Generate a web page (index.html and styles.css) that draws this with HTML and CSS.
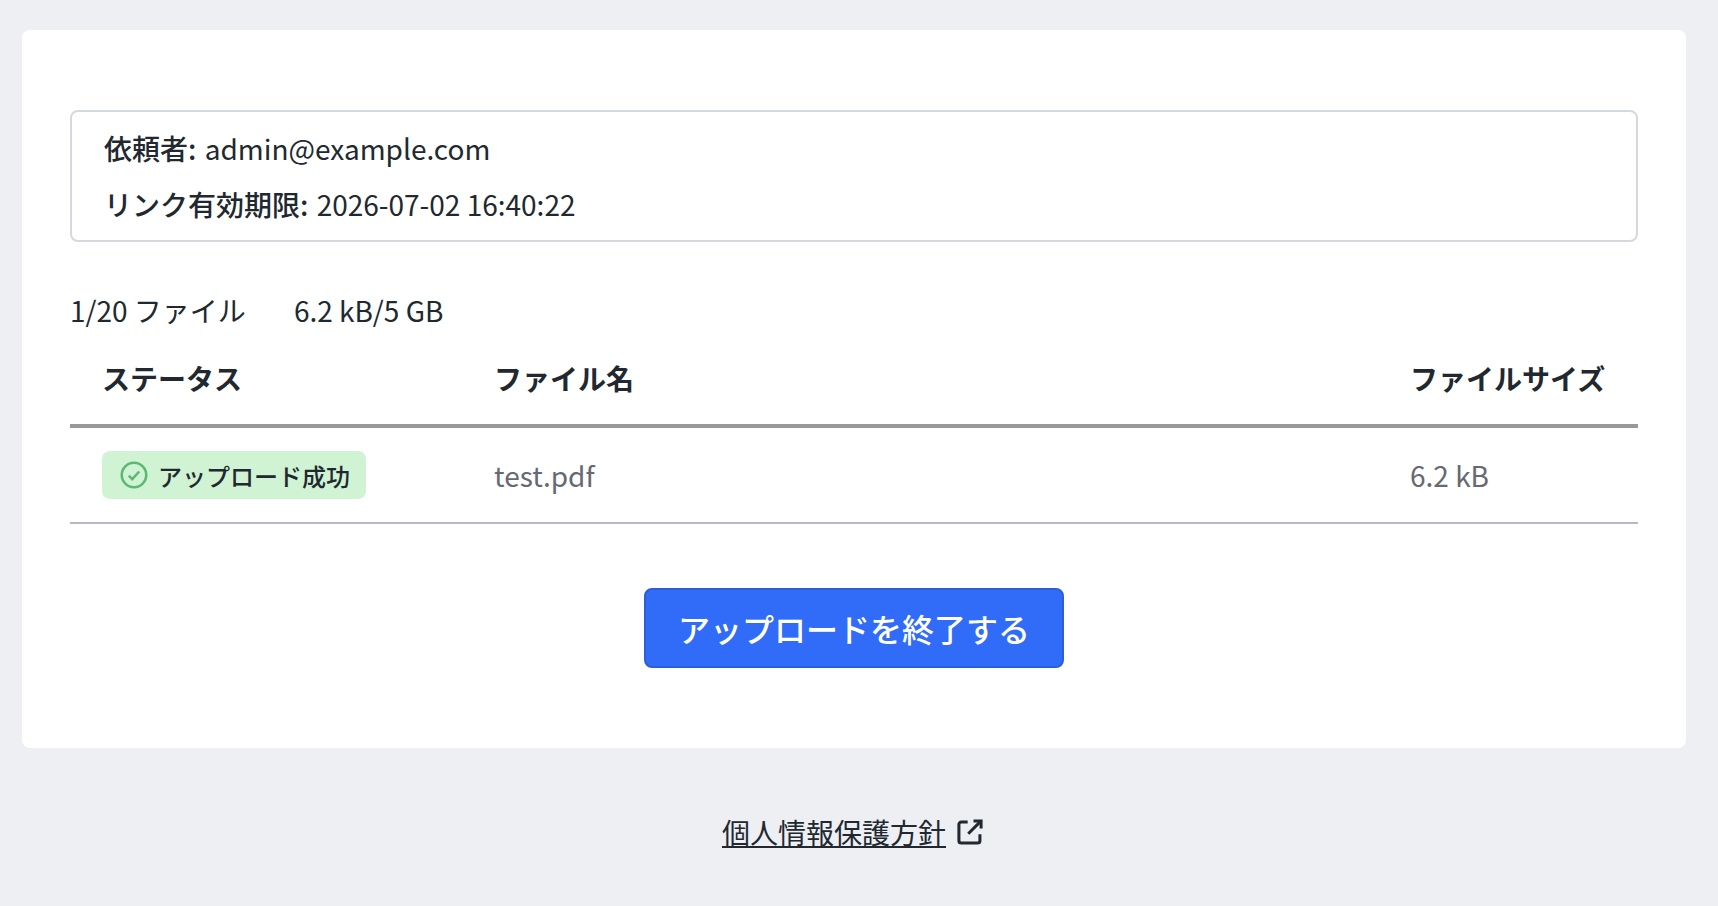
FILE: index.html
```html
<!DOCTYPE html>
<html lang="ja">
<head>
  <meta charset="UTF-8">
  <title>ファイルアップロード</title>
  <link rel="stylesheet" href="styles.css">
</head>
<body>

  <main class="card">
    <div class="info-box">
      <p><span class="info-label">依頼者:</span> admin@example.com</p>
      <p><span class="info-label">リンク有効期限:</span> 2026-07-02 16:40:22</p>
    </div>

    <div class="summary">
      <span>1/20 ファイル</span>
      <span>6.2 kB/5 GB</span>
    </div>

    <table class="file-table">
      <thead>
        <tr>
          <th class="col-status">ステータス</th>
          <th>ファイル名</th>
          <th class="col-size">ファイルサイズ</th>
        </tr>
      </thead>
      <tbody>
        <tr>
          <td>
            <span class="badge">
              <svg class="badge-icon" viewBox="0 0 24 24" fill="none">
                <circle cx="12" cy="12" r="10.5"/>
                <path d="M7.5 12.5l3 3 6-6.5"/>
              </svg>
              アップロード成功
            </span>
          </td>
          <td>test.pdf</td>
          <td>6.2 kB</td>
        </tr>
      </tbody>
    </table>

    <div class="button-row">
      <button class="finish-btn">アップロードを終了する</button>
    </div>
  </main>

  <footer class="footer">
    <a href="#">個人情報保護方針</a>
    <svg class="external-icon" viewBox="0 0 24 24" fill="none">
      <path d="M10 3.5H4.5a2 2 0 0 0-2 2v14a2 2 0 0 0 2 2h14a2 2 0 0 0 2-2V14"/>
      <path d="M15 2.5h6.5V9"/>
      <path d="M21.5 2.5L10.5 13.5"/>
    </svg>
  </footer>

</body>
</html>
```

FILE: styles.css
```css
* {
  box-sizing: border-box;
}

body {
  margin: 0;
  min-height: 100vh;
  padding: 30px 32px 0 22px;
  background: #edeff3;
  color: #212830;
  font-family: "Noto Sans CJK JP", "Noto Sans", sans-serif;
  font-size: 28px;
}

.card {
  height: 718px;
  padding: 80px 48px 0;
  background: white;
  border-radius: 8px;
}

.info-box {
  height: 132px;
  padding: 8px 32px;
  border: 2px solid #d5d9df;
  border-radius: 8px;
  font-size: 28px;
}

.info-box p {
  margin: 0;
  height: 56px;
  line-height: 56px;
}

.info-label {
  margin-right: 2px;
  font-weight: 500;
}

.summary {
  display: flex;
  gap: 48px;
  margin-top: 48px;
  line-height: 40px;
}

.file-table {
  width: 100%;
  margin-top: 10px;
  border-collapse: collapse;
  table-layout: fixed;
}

.file-table th {
  height: 86px;
  padding: 0 32px 9px;
  border-bottom: 4px solid #999999;
  text-align: left;
  font-weight: 700;
}

.file-table td {
  height: 97px;
  padding: 0 32px;
  border-bottom: 2px solid #b6b8c5;
  color: #66696f;
}

.col-status {
  width: 392px;
}

.col-size {
  width: 260px;
}

.badge {
  display: inline-flex;
  align-items: center;
  gap: 10px;
  height: 48px;
  padding: 0 16px 0 18px;
  background: #d0f3d4;
  border-radius: 8px;
  color: #212830;
  font-size: 24px;
  font-weight: 500;
}

.badge-icon {
  width: 28px;
  height: 28px;
  stroke: #5bb974;
  stroke-width: 2.2;
}

.button-row {
  display: flex;
  justify-content: center;
  margin-top: 64px;
}

.finish-btn {
  width: 420px;
  height: 80px;
  background: #306cf8;
  border: 2px solid #2a5fd8;
  border-radius: 8px;
  color: white;
  font-family: inherit;
  font-size: 32px;
  font-weight: 500;
}

.footer {
  display: flex;
  justify-content: center;
  align-items: center;
  gap: 10px;
  margin-top: 64px;
  margin-right: 2px;
}

.footer a {
  color: inherit;
}

.external-icon {
  width: 28px;
  height: 28px;
  stroke: #212830;
  stroke-width: 2.6;
}
```
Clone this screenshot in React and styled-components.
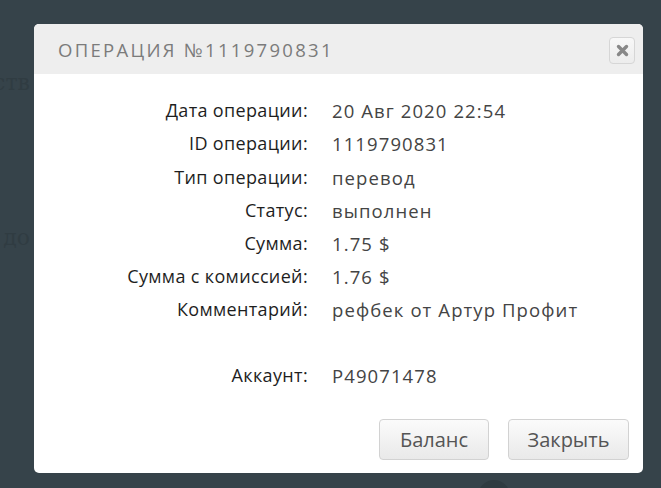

# Request
Keep every word of the data as it is when you write it out, but drop the pictures.

# Task answer
Generate a web page (index.html and styles.css) that draws this with HTML and CSS.
FILE: index.html
```html
<!DOCTYPE html>
<html lang="ja">
<head>
  <meta charset="UTF-8">
  <title>ファイルアップロード</title>
  <link rel="stylesheet" href="styles.css">
</head>
<body>

  <main class="card">
    <div class="info-box">
      <p><span class="info-label">依頼者:</span> admin@example.com</p>
      <p><span class="info-label">リンク有効期限:</span> 2026-07-02 16:40:22</p>
    </div>

    <div class="summary">
      <span>1/20 ファイル</span>
      <span>6.2 kB/5 GB</span>
    </div>

    <table class="file-table">
      <thead>
        <tr>
          <th class="col-status">ステータス</th>
          <th>ファイル名</th>
          <th class="col-size">ファイルサイズ</th>
        </tr>
      </thead>
      <tbody>
        <tr>
          <td>
            <span class="badge">
              <svg class="badge-icon" viewBox="0 0 24 24" fill="none">
                <circle cx="12" cy="12" r="10.5"/>
                <path d="M7.5 12.5l3 3 6-6.5"/>
              </svg>
              アップロード成功
            </span>
          </td>
          <td>test.pdf</td>
          <td>6.2 kB</td>
        </tr>
      </tbody>
    </table>

    <div class="button-row">
      <button class="finish-btn">アップロードを終了する</button>
    </div>
  </main>

  <footer class="footer">
    <a href="#">個人情報保護方針</a>
    <svg class="external-icon" viewBox="0 0 24 24" fill="none">
      <path d="M10 3.5H4.5a2 2 0 0 0-2 2v14a2 2 0 0 0 2 2h14a2 2 0 0 0 2-2V14"/>
      <path d="M15 2.5h6.5V9"/>
      <path d="M21.5 2.5L10.5 13.5"/>
    </svg>
  </footer>

</body>
</html>
```

FILE: styles.css
```css
* {
  box-sizing: border-box;
}

body {
  margin: 0;
  min-height: 100vh;
  padding: 30px 32px 0 22px;
  background: #edeff3;
  color: #212830;
  font-family: "Noto Sans CJK JP", "Noto Sans", sans-serif;
  font-size: 28px;
}

.card {
  height: 718px;
  padding: 80px 48px 0;
  background: white;
  border-radius: 8px;
}

.info-box {
  height: 132px;
  padding: 8px 32px;
  border: 2px solid #d5d9df;
  border-radius: 8px;
  font-size: 28px;
}

.info-box p {
  margin: 0;
  height: 56px;
  line-height: 56px;
}

.info-label {
  margin-right: 2px;
  font-weight: 500;
}

.summary {
  display: flex;
  gap: 48px;
  margin-top: 48px;
  line-height: 40px;
}

.file-table {
  width: 100%;
  margin-top: 10px;
  border-collapse: collapse;
  table-layout: fixed;
}

.file-table th {
  height: 86px;
  padding: 0 32px 9px;
  border-bottom: 4px solid #999999;
  text-align: left;
  font-weight: 700;
}

.file-table td {
  height: 97px;
  padding: 0 32px;
  border-bottom: 2px solid #b6b8c5;
  color: #66696f;
}

.col-status {
  width: 392px;
}

.col-size {
  width: 260px;
}

.badge {
  display: inline-flex;
  align-items: center;
  gap: 10px;
  height: 48px;
  padding: 0 16px 0 18px;
  background: #d0f3d4;
  border-radius: 8px;
  color: #212830;
  font-size: 24px;
  font-weight: 500;
}

.badge-icon {
  width: 28px;
  height: 28px;
  stroke: #5bb974;
  stroke-width: 2.2;
}

.button-row {
  display: flex;
  justify-content: center;
  margin-top: 64px;
}

.finish-btn {
  width: 420px;
  height: 80px;
  background: #306cf8;
  border: 2px solid #2a5fd8;
  border-radius: 8px;
  color: white;
  font-family: inherit;
  font-size: 32px;
  font-weight: 500;
}

.footer {
  display: flex;
  justify-content: center;
  align-items: center;
  gap: 10px;
  margin-top: 64px;
  margin-right: 2px;
}

.footer a {
  color: inherit;
}

.external-icon {
  width: 28px;
  height: 28px;
  stroke: #212830;
  stroke-width: 2.6;
}
```
Clone this screenshot in React and styled-components.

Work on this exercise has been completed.